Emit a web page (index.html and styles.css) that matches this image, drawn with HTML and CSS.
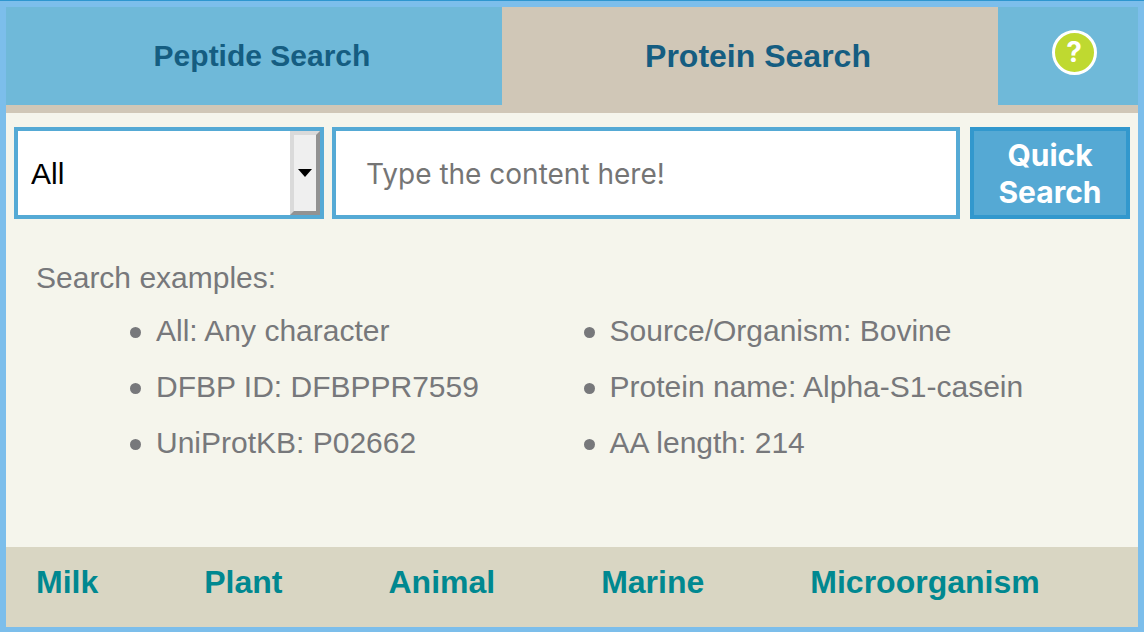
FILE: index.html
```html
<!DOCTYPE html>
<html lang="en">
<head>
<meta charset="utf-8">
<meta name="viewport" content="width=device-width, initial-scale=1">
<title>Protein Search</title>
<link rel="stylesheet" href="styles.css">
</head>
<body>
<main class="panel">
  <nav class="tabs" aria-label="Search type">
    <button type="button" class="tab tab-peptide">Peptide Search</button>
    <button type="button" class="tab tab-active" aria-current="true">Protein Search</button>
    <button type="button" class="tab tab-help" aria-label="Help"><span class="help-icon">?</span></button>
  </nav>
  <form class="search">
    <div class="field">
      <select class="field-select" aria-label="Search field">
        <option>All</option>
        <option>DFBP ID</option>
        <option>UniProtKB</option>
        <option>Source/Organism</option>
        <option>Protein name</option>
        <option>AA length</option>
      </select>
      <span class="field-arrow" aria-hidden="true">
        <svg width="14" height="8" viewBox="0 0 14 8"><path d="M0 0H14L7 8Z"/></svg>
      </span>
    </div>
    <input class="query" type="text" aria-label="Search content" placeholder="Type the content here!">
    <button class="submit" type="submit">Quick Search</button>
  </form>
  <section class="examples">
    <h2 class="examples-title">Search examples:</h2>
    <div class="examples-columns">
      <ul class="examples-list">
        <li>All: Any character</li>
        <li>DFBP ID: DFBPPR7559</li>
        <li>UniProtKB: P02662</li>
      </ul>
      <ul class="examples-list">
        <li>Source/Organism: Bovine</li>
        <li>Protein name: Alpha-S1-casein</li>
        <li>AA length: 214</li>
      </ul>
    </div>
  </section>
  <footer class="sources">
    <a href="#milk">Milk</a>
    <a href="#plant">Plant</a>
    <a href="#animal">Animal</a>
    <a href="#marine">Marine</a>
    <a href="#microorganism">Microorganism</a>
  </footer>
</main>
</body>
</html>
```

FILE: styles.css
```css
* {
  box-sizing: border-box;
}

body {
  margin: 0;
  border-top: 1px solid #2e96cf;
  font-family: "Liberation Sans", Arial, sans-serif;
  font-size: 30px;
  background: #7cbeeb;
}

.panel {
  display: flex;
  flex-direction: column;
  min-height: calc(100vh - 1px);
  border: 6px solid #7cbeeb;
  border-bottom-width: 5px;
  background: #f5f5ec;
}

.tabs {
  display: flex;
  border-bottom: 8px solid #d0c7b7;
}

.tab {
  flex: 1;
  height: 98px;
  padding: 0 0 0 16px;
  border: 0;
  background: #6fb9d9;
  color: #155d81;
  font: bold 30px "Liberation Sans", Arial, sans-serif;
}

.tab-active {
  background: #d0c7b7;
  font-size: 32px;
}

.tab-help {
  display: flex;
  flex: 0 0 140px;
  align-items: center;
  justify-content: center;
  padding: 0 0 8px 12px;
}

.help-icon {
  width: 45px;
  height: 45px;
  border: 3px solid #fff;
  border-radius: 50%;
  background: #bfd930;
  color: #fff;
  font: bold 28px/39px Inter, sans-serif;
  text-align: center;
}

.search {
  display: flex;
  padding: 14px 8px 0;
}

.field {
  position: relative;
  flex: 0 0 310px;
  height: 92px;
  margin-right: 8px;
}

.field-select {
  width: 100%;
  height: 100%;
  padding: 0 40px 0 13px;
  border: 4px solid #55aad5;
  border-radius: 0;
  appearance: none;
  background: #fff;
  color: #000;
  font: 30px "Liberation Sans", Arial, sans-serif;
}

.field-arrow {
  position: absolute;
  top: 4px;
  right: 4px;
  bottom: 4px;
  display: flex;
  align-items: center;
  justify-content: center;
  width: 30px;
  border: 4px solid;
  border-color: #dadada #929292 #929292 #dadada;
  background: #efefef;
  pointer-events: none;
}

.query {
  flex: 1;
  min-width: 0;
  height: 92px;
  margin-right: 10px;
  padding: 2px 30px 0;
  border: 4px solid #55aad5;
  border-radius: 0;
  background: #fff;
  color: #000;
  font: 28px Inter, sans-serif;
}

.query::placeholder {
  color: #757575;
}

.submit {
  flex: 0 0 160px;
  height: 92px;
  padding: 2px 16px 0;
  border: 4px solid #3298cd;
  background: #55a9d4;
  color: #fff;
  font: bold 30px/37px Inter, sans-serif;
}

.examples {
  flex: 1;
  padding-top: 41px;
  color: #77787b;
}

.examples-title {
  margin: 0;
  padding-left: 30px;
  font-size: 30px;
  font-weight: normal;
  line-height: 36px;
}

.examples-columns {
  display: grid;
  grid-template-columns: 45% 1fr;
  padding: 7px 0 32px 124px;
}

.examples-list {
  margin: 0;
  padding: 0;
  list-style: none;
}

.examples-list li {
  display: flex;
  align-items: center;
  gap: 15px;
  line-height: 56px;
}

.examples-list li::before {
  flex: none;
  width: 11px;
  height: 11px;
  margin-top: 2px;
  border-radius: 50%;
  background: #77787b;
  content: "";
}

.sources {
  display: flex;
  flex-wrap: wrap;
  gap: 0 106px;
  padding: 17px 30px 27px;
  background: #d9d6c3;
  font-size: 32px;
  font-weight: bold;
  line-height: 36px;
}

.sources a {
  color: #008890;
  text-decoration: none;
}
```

• • •

▶ **TASK DETAILS**: Find out how many lines in the listing contain the string "index". Give the number alone.

▶ **OUTPUT OF THE EXERCISE**: 2